Types of Lines of Credit and Requirements

A line of credit is a debt instrument that establishes a loan balance. It is extended to companies, institutions, and individual borrowers, and they can draw on it at any time and up to the established limit. Borrowers can use the money to pay tuition and board, make home improvements, major purchases, etc.

Some lines of credit are designed for students who are enrolled full-time. They can make interest-only payments before they graduate. In case there is no balance, borrowers incur no costs. Some financial institutions also offer a grace period (e.g. 12 months) after the borrower graduates. Student LOCs are unsecured and serve as supplemental income. Borrowers can use the money to pay for room and board, books and school supplies, and other basic expenses. Student lines of credit are offered with similar rates of interest to that of other LOCs. In many cases, financial institutions require that another person co-signs. This can be a guardian, parent, relative, or another person with a good credit history. The reason is that many students have little or no credit exposure.

Types of Credit Lines

There are 3 types of credit lines – home equity, personal, and business. Business lines of credit are extended to customers and work like credit cards. The line comes with a specified limit, and borrowers make payments on a monthly basis. Financial institutions have more stringent requirements for lines of credit than for business loans. Applicants should present their business registration papers, recent financial statements, and tax returns.
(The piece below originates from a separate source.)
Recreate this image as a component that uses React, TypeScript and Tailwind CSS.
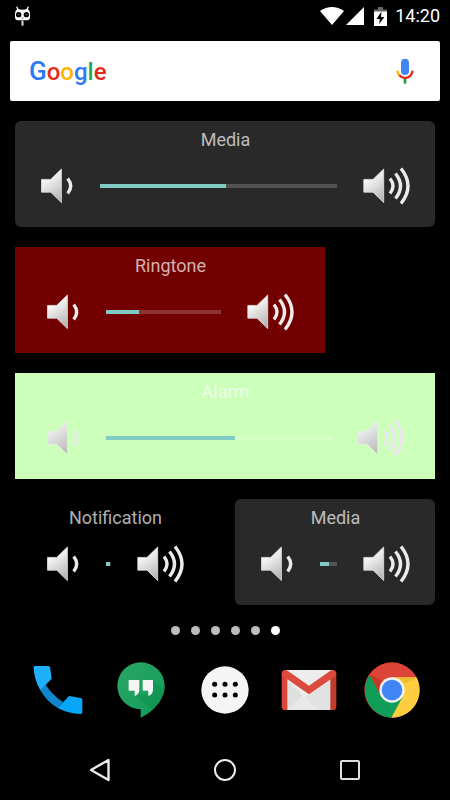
import clsx from "clsx";

interface VolumeWidgetProps {
  title: string;
  level: number;
  max: number;
  className: string;
  faded?: boolean;
}

function SpeakerIcon({ loud = false, faded = false }: { loud?: boolean; faded?: boolean }) {
  const id = `speaker-${loud ? "loud" : "quiet"}-${faded ? "faded" : "solid"}`;
  const wave = faded ? "#ebe6ee" : "#ebebeb";

  return (
    <svg
      width={loud ? 48 : 34}
      height={38}
      viewBox={loud ? "0 0 48 38" : "-0.7 0 34 38"}
      fill="none"
      aria-hidden="true"
    >
      <defs>
        <linearGradient id={id} x1="0.3" y1="0" x2="0.7" y2="1">
          <stop offset="0.2" stopColor={faded ? "#ededed" : "#fafafa"} />
          <stop offset="1" stopColor={faded ? "#bcbcbc" : "#b4b4b4"} />
        </linearGradient>
      </defs>
      <path
        d="M.8 12.4H10L20.7 2v33.6L10 25.2H.8z"
        fill={`url(#${id})`}
        stroke={faded ? "#ece9ee" : "#e2e2e2"}
        strokeWidth="0.8"
      />
      <g stroke={wave} strokeWidth="3.400">
        <path d="M27 11.500q6 7.500 0 15" />
        {loud && <path d="M32.500 6.500q10 12.500 0 25" />}
        {loud && <path d="M38 1.500q14 17.500 0 35" />}
      </g>
    </svg>
  );
}

function VolumeWidget({ title, level, max, className, faded }: VolumeWidgetProps) {
  const percent = (level / max) * 100;

  return (
    <section className={clsx("h-[106px] pt-[7px]", className)}>
      <h2 className="text-center text-[18px] leading-6 text-white/70">{title}</h2>
      <div className="mt-[15px] flex items-center">
        <button type="button" aria-label={`${title} volume down`} className="shrink-0">
          <SpeakerIcon faded={faded} />
        </button>
        <input
          type="range"
          aria-label={`${title} volume`}
          min={0}
          max={max}
          defaultValue={level}
          className="mr-[26px] ml-[26px] h-1 min-w-0 flex-1 appearance-none bg-white/20 [&::-webkit-slider-thumb]:h-0 [&::-webkit-slider-thumb]:w-0 [&::-webkit-slider-thumb]:appearance-none"
          style={{
            backgroundImage: `linear-gradient(to right, #80cbc4 ${percent}%, transparent ${percent}%)`,
          }}
        />
        <button type="button" aria-label={`${title} volume up`} className="shrink-0">
          <SpeakerIcon loud faded={faded} />
        </button>
      </div>
    </section>
  );
}

function StatusBar() {
  return (
    <header className="flex h-8 items-center pr-[10px] pl-[14px] text-white">
      <svg width="17" height="20" viewBox="0 0 51 60" fill="none" aria-hidden="true">
        <path d="M8 2l5 11M43 2l-5 11" stroke="#fff" strokeWidth="4" />
        <path
          d="M10 8Q25 14 41 8Q48 13 48 24V34Q48 43 39 43H12Q3 43 3 34V24Q3 13 10 8z"
          fill="#fff"
        />
        <circle cx="14" cy="26" r="8" fill="#000" />
        <circle cx="37" cy="26" r="8" fill="#000" />
        <circle cx="14" cy="26" r="2" fill="#888" />
        <circle cx="37" cy="26" r="2" fill="#888" />
        <path d="M22 36h7" stroke="#555" strokeWidth="2" />
        <path d="M25.500 44v15" stroke="#ddd" strokeWidth="6" />
      </svg>
      <svg width="24" height="18" viewBox="0 0 24 18" className="ml-auto" aria-hidden="true">
        <path d="M0 4Q12-4 24 4L12 18z" fill="#fff" />
      </svg>
      <svg width="18" height="18" viewBox="0 0 18 18" className="ml-[2px]" aria-hidden="true">
        <path d="M18 0v18H0z" fill="#fff" />
      </svg>
      <svg width="13" height="19" viewBox="0 0 13 19" className="ml-[10px]" aria-hidden="true">
        <path d="M0 5V2.500h4V0h5v2.500h4V5z" fill="#666" />
        <path d="M0 4.500h13V19H0z" fill="#fff" />
        <path d="M7.500 4.500L2.500 12h3.300L5.200 17l5.200-7H7z" fill="#000" />
      </svg>
      <time className="ml-[8px] text-[18px] leading-6">14:20</time>
    </header>
  );
}

function SearchBar() {
  return (
    <div className="mx-[10px] mt-[9px] flex h-[60px] items-center justify-between rounded-xs bg-white pr-[26px] pl-[19px]">
      <button
        type="button"
        aria-label="Google search"
        className="text-[24px] leading-8 font-medium"
      >
        <span className="text-[26px] text-[#2a7af5]">G</span>
        <span className="text-[#e62a1a]">o</span>
        <span className="text-[#fbb605]">o</span>
        <span className="text-[#2a7af5]">g</span>
        <span className="text-[#2da44e]">l</span>
        <span className="text-[#e62a1a]">e</span>
      </button>
      <button type="button" aria-label="Voice search">
        <svg width="18" height="26" viewBox="288 175 54 78" fill="none" aria-hidden="true">
          <rect x="303" y="177" width="24" height="49" rx="12" fill="#4285f4" />
          <path d="M315 236v16" stroke="#17a043" strokeWidth="8" />
          <path d="M292 213q1 9 7 15" stroke="#fbb605" strokeWidth="7" />
          <path d="M298 227q7 8 17 8q19-1 23-22" stroke="#e62a1a" strokeWidth="7" />
        </svg>
      </button>
    </div>
  );
}

function PageDots() {
  return (
    <div className="mt-[21px] flex justify-center gap-[11px]">
      {[0, 1, 2, 3, 4, 5].map((page) => (
        <button
          key={page}
          type="button"
          aria-label={`Page ${page + 1}`}
          className={clsx("size-[9px] rounded-full", page === 5 ? "bg-white" : "bg-[#bdbdbd]")}
        />
      ))}
    </div>
  );
}

function PhoneIcon() {
  return (
    <svg width="50" height="50" viewBox="38 45 150 150" aria-hidden="true">
      <path d="M60 120L76 104Q96 136 128 156L112 174Q78 154 60 120z" fill="#1186d0" />
      <path d="M44 48H84Q88 48 89 52L94 86L60 121Q41 88 40 52Q40 48 44 48z" fill="#1eb0fb" />
      <path d="M112 174L146 138L181 144Q186 145 186 149V187Q186 192 181 192Q142 191 112 174z" fill="#06a7f7" />
    </svg>
  );
}

function HangoutsIcon() {
  return (
    <svg width="48" height="56" viewBox="292 36 144 168" aria-hidden="true">
      <defs>
        <linearGradient id="hangouts" x1="0" y1="0" x2="1" y2="1">
          <stop stopColor="#2ba566" />
          <stop offset="1" stopColor="#0f9d58" />
        </linearGradient>
      </defs>
      <path
        d="M364 37A71 71 0 0 1 435 108C435 150 401 185 363 203V178A70.500 70.500 0 0 1 364 37z"
        fill="url(#hangouts)"
      />
      <path d="M400 91L434 123Q425 152 400 178L347 138L388 134z" fill="#0b8043" opacity="0.3" />
      <path
        d="M327 90H359V118Q359 133 345 138V122H327zM369 90H400V118Q400 133 386 138V122H369z"
        fill="#f5f5f5"
      />
    </svg>
  );
}

function AppsIcon() {
  return (
    <svg width="48" height="48" viewBox="33 48 144 144" aria-hidden="true">
      <circle cx="105" cy="120" r="71" fill="#f5f5f5" />
      {[74, 105, 136].map((x) => (
        <g key={x} fill="#000">
          <circle cx={x} cy="103" r="7.500" />
          <circle cx={x} cy="135" r="7.500" />
        </g>
      ))}
    </svg>
  );
}

function GmailIcon() {
  return (
    <svg width="56" height="42" viewBox="272 57 168 126" aria-hidden="true">
      <path d="M285 60H428V180H285z" fill="#ededed" />
      <path d="M291 180L356 132L421 180z" fill="#e2e2e2" />
      <path d="M291 92L384 180H291z" fill="#e8e8e8" />
      <path d="M291 92L338 138L291 176zM421 92V180L358 133z" fill="#d8d8d8" opacity="0.6" />
      <path d="M274 70L291 88V180H284Q274 180 274 170z" fill="#db4437" />
      <path d="M420 88L438 70V170Q438 180 428 180H420z" fill="#c23a2a" />
      <path
        d="M274 72Q273 60 285 60Q289 60 294 64L356 107L418 64Q423 60 428 60Q438 60 438 73Q438 76 434 79L356 133L278 79Q275 77 274 72z"
        fill="#dc4a3d"
      />
    </svg>
  );
}

function ChromeIcon() {
  return (
    <svg width="56" height="56" viewBox="521 36 168 168" aria-hidden="true">
      <circle cx="605" cy="120" r="83" fill="#db4437" />
      <path d="M605 82H678.500A83 83 0 0 1 603 203L605 120z" fill="#ffcd40" />
      <path d="M538 74A83 83 0 0 0 603 203L637 140L605 120L571 137z" fill="#0f9d58" />
      <path d="M538 74L571 137L567 126Q565 106 577 94z" fill="#a52714" opacity="0.4" />
      <path d="M626 84H677L643 101z" fill="#c79000" opacity="0.25" />
      <circle cx="605" cy="120" r="38" fill="#f1f1f1" />
      <circle cx="605" cy="120" r="31" fill="#4285f4" />
    </svg>
  );
}

const dock = [
  { name: "Phone", Icon: PhoneIcon },
  { name: "Hangouts", Icon: HangoutsIcon },
  { name: "Apps", Icon: AppsIcon },
  { name: "Gmail", Icon: GmailIcon },
  { name: "Chrome", Icon: ChromeIcon },
];

function Dock() {
  return (
    <nav aria-label="Favorites" className="mt-[26px] grid h-[58px] grid-cols-5 px-4">
      {dock.map(({ name, Icon }) => (
        <button key={name} type="button" aria-label={name} className="flex items-center justify-center">
          <Icon />
        </button>
      ))}
    </nav>
  );
}

function NavigationBar() {
  return (
    <nav aria-label="System" className="mt-[31px] grid h-[40px] grid-cols-3 px-[38px]">
      <button type="button" aria-label="Back" className="flex items-center justify-center">
        <svg width="22" height="24" viewBox="0 0 22 24" fill="none" aria-hidden="true">
          <path d="M2 12L19.500 2V22z" stroke="#ececec" strokeWidth="2.400" strokeLinejoin="round" />
        </svg>
      </button>
      <button type="button" aria-label="Home" className="flex items-center justify-center">
        <span className="size-[22px] rounded-full border-2 border-[#ececec]" />
      </button>
      <button type="button" aria-label="Recent apps" className="flex items-center justify-center">
        <span className="size-5 rounded-xs border-2 border-[#e0e0e0]" />
      </button>
    </nav>
  );
}

export default function App() {
  return (
    <div className="min-h-screen bg-black font-['Roboto',sans-serif]">
      <StatusBar />
      <SearchBar />
      <main className="mt-5 grid grid-cols-4 gap-5 px-[15px]">
        <VolumeWidget
          title="Media"
          level={8}
          max={15}
          className="col-span-4 rounded-md bg-[#292929] pr-6 pl-[25px]"
        />
        <VolumeWidget
          title="Ringtone"
          level={2}
          max={7}
          className="col-span-3 bg-[#720000] pr-[30px] pl-[31px]"
        />
        <VolumeWidget
          title="Alarm"
          level={4}
          max={7}
          faded
          className="col-span-4 bg-[#ccffba] pr-[30px] pl-[31px]"
        />
        <VolumeWidget
          title="Notification"
          level={5}
          max={7}
          className="col-span-2 pr-[30px] pl-[31px]"
        />
        <VolumeWidget
          title="Media"
          level={8}
          max={15}
          className="col-span-2 rounded-md bg-[#292929] pr-6 pl-[25px]"
        />
      </main>
      <PageDots />
      <Dock />
      <NavigationBar />
    </div>
  );
}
Other documents to submit include contact details, bank accounts and numbers, as well as a copy of the articles of incorporation. In addition, applicants should have a business certificate of deposit, good payment and credit history, and positive income. Collateral is usually not required, but some banks accept inventory and accounts receivable.
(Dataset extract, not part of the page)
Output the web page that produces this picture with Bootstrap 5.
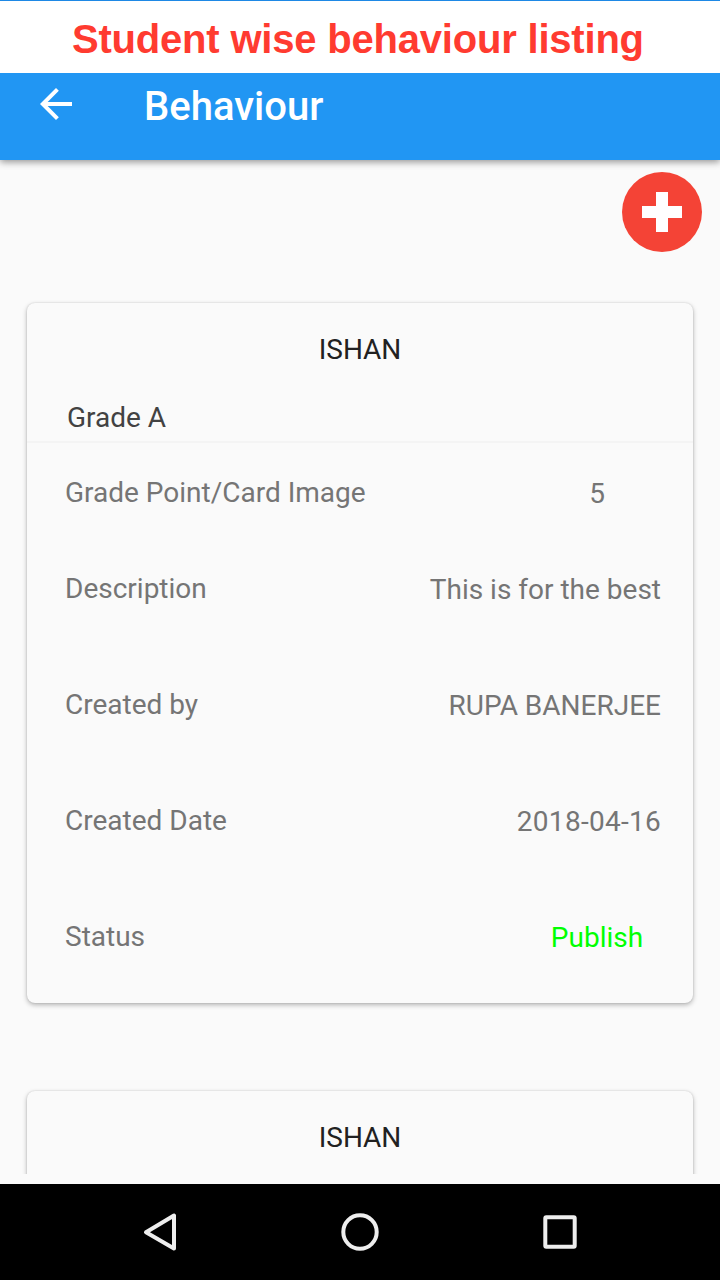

Personal LOCs come with different credit limits, depending on the financial institution. Creditworthy borrowers may be approved for a line of credit with a limit of up to $50,000. There are repayment and draw periods. Borrowers can draw on the credit line during draw periods. This period may last for 5 or 10 years while home equity lines have a draw period of up to 25 years. When the repayment period begins, the borrower has to pay off the interest and principal amount. There are also closing costs.

Secured and Unsecured

Lines of credit are of two types – secured and unsecured. Borrowers who opt for the first type should offer some collateral. This is the case with HELOCs, and the applicant’s home serves as collateral. Financial institutions normally offer lower rates of interest and higher limits compared to LOCs and personal loans. The method of repayment depends on the financial establishment. Some borrowers make payments toward the principal balance and interest while others make interest-only payments.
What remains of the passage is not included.